**WHAT TO WORK ON:**
The listing below should be printed exactly, every line of it. Skip the pictures.
## Start DATASET SECTION
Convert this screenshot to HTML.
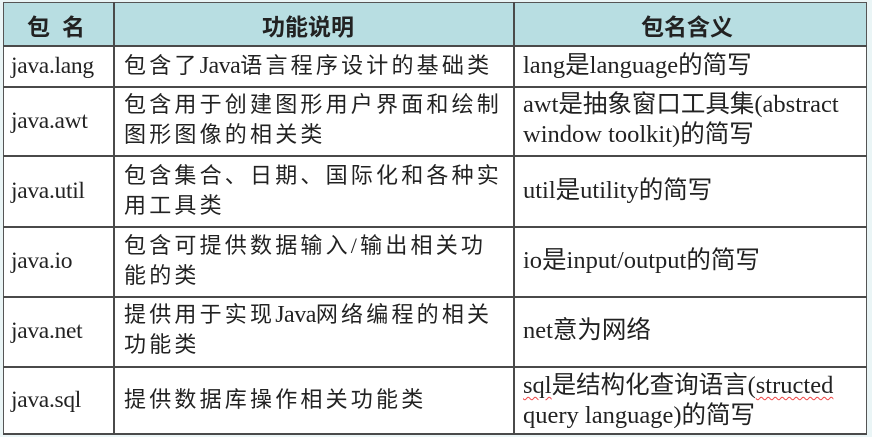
<!DOCTYPE html>
<html><head><meta charset="utf-8"><style>
body{margin:0;width:872px;height:437px;background:#eaf5f6;position:relative;overflow:hidden;font-family:"Liberation Serif","Noto Sans CJK SC",serif;color:#222}
.t{position:absolute;left:3px;top:2px;width:864px;height:432px;background:#fff;border:1.5px solid #555;box-sizing:border-box}
.hl{position:absolute;left:3px;width:864px;height:2px;background:#4a4a4a}
.vl{position:absolute;top:2px;height:433px;width:2px;background:#4a4a4a}
.c{position:absolute;font-size:22px;line-height:30px;white-space:nowrap}
.cj{font-family:"Liberation Serif","Noto Sans CJK SC",sans-serif;letter-spacing:3.2px}
.h{position:absolute;font-family:"Liberation Sans","Noto Sans CJK SC",sans-serif;font-weight:bold;font-size:23px;color:#222}
.j{letter-spacing:-0.3px;font-size:23.5px}
.r{letter-spacing:0px;font-size:24.5px}
.l{font-size:24px;letter-spacing:-0.5px}
.w{text-decoration:underline wavy #e44;text-decoration-thickness:1px;text-underline-offset:3px}
</style></head><body>
<div class="t"></div>
<div style="position:absolute;left:4px;top:3px;width:862px;height:43px;background:#b8dee2"></div>
<div class="hl" style="top:45px"></div>
<div class="hl" style="top:86px"></div>
<div class="hl" style="top:155px"></div>
<div class="hl" style="top:226px"></div>
<div class="hl" style="top:296px"></div>
<div class="hl" style="top:366px"></div>
<div class="hl" style="top:433px"></div>
<div class="vl" style="left:113px"></div>
<div class="vl" style="left:513px"></div>
<div class="h" style="left:27px;top:8px;letter-spacing:12px">包名</div>
<div class="h" style="left:262px;top:8px">功能说明</div>
<div class="h" style="left:641px;top:8px">包名含义</div>

<div class="c j" style="left:11px;top:51px">java.lang</div>
<div class="c j" style="left:11px;top:106px">java.awt</div>
<div class="c j" style="left:11px;top:176px">java.util</div>
<div class="c j" style="left:11px;top:246px">java.io</div>
<div class="c j" style="left:11px;top:316px">java.net</div>
<div class="c j" style="left:11px;top:385px">java.sql</div>

<div class="c cj" style="left:124px;top:51px">包含了<span class="l">Java</span>语言程序设计的基础类</div>
<div class="c cj" style="left:124px;top:90px">包含用于创建图形用户界面和绘制<br>图形图像的相关类</div>
<div class="c cj" style="left:124px;top:161px">包含集合、日期、国际化和各种实<br>用工具类</div>
<div class="c cj" style="left:124px;top:231px">包含可提供数据输入/输出相关功<br>能的类</div>
<div class="c cj" style="left:124px;top:300px">提供用于实现<span class="l">Java</span>网络编程的相关<br>功能类</div>
<div class="c cj" style="left:124px;top:385px">提供数据库操作相关功能类</div>

<div class="c r" style="left:523px;top:51px">lang是language的简写</div>
<div class="c r" style="left:523px;top:90px">awt是抽象窗口工具集(abstract<br>window toolkit)的简写</div>
<div class="c r" style="left:523px;top:176px">util是utility的简写</div>
<div class="c r" style="left:523px;top:246px">io是input/output的简写</div>
<div class="c r" style="left:523px;top:316px">net意为网络</div>
<div class="c r" style="left:523px;top:371px"><span class="w">sql</span>是结构化查询语言(<span class="w">structed</span><br>query language)的简写</div>
</body></html>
## End DATASET SECTION
**CORRECT RESPONSE:**
Convert this screenshot to HTML.
<!DOCTYPE html>
<html><head><meta charset="utf-8"><style>
body{margin:0;width:872px;height:437px;background:#eaf5f6;position:relative;overflow:hidden;font-family:"Liberation Serif","Noto Sans CJK SC",serif;color:#222}
.t{position:absolute;left:3px;top:2px;width:864px;height:432px;background:#fff;border:1.5px solid #555;box-sizing:border-box}
.hl{position:absolute;left:3px;width:864px;height:2px;background:#4a4a4a}
.vl{position:absolute;top:2px;height:433px;width:2px;background:#4a4a4a}
.c{position:absolute;font-size:22px;line-height:30px;white-space:nowrap}
.cj{font-family:"Liberation Serif","Noto Sans CJK SC",sans-serif;letter-spacing:3.2px}
.h{position:absolute;font-family:"Liberation Sans","Noto Sans CJK SC",sans-serif;font-weight:bold;font-size:23px;color:#222}
.j{letter-spacing:-0.3px;font-size:23.5px}
.r{letter-spacing:0px;font-size:24.5px}
.l{font-size:24px;letter-spacing:-0.5px}
.w{text-decoration:underline wavy #e44;text-decoration-thickness:1px;text-underline-offset:3px}
</style></head><body>
<div class="t"></div>
<div style="position:absolute;left:4px;top:3px;width:862px;height:43px;background:#b8dee2"></div>
<div class="hl" style="top:45px"></div>
<div class="hl" style="top:86px"></div>
<div class="hl" style="top:155px"></div>
<div class="hl" style="top:226px"></div>
<div class="hl" style="top:296px"></div>
<div class="hl" style="top:366px"></div>
<div class="hl" style="top:433px"></div>
<div class="vl" style="left:113px"></div>
<div class="vl" style="left:513px"></div>
<div class="h" style="left:27px;top:8px;letter-spacing:12px">包名</div>
<div class="h" style="left:262px;top:8px">功能说明</div>
<div class="h" style="left:641px;top:8px">包名含义</div>

<div class="c j" style="left:11px;top:51px">java.lang</div>
<div class="c j" style="left:11px;top:106px">java.awt</div>
<div class="c j" style="left:11px;top:176px">java.util</div>
<div class="c j" style="left:11px;top:246px">java.io</div>
<div class="c j" style="left:11px;top:316px">java.net</div>
<div class="c j" style="left:11px;top:385px">java.sql</div>

<div class="c cj" style="left:124px;top:51px">包含了<span class="l">Java</span>语言程序设计的基础类</div>
<div class="c cj" style="left:124px;top:90px">包含用于创建图形用户界面和绘制<br>图形图像的相关类</div>
<div class="c cj" style="left:124px;top:161px">包含集合、日期、国际化和各种实<br>用工具类</div>
<div class="c cj" style="left:124px;top:231px">包含可提供数据输入/输出相关功<br>能的类</div>
<div class="c cj" style="left:124px;top:300px">提供用于实现<span class="l">Java</span>网络编程的相关<br>功能类</div>
<div class="c cj" style="left:124px;top:385px">提供数据库操作相关功能类</div>

<div class="c r" style="left:523px;top:51px">lang是language的简写</div>
<div class="c r" style="left:523px;top:90px">awt是抽象窗口工具集(abstract<br>window toolkit)的简写</div>
<div class="c r" style="left:523px;top:176px">util是utility的简写</div>
<div class="c r" style="left:523px;top:246px">io是input/output的简写</div>
<div class="c r" style="left:523px;top:316px">net意为网络</div>
<div class="c r" style="left:523px;top:371px"><span class="w">sql</span>是结构化查询语言(<span class="w">structed</span><br>query language)的简写</div>
</body></html>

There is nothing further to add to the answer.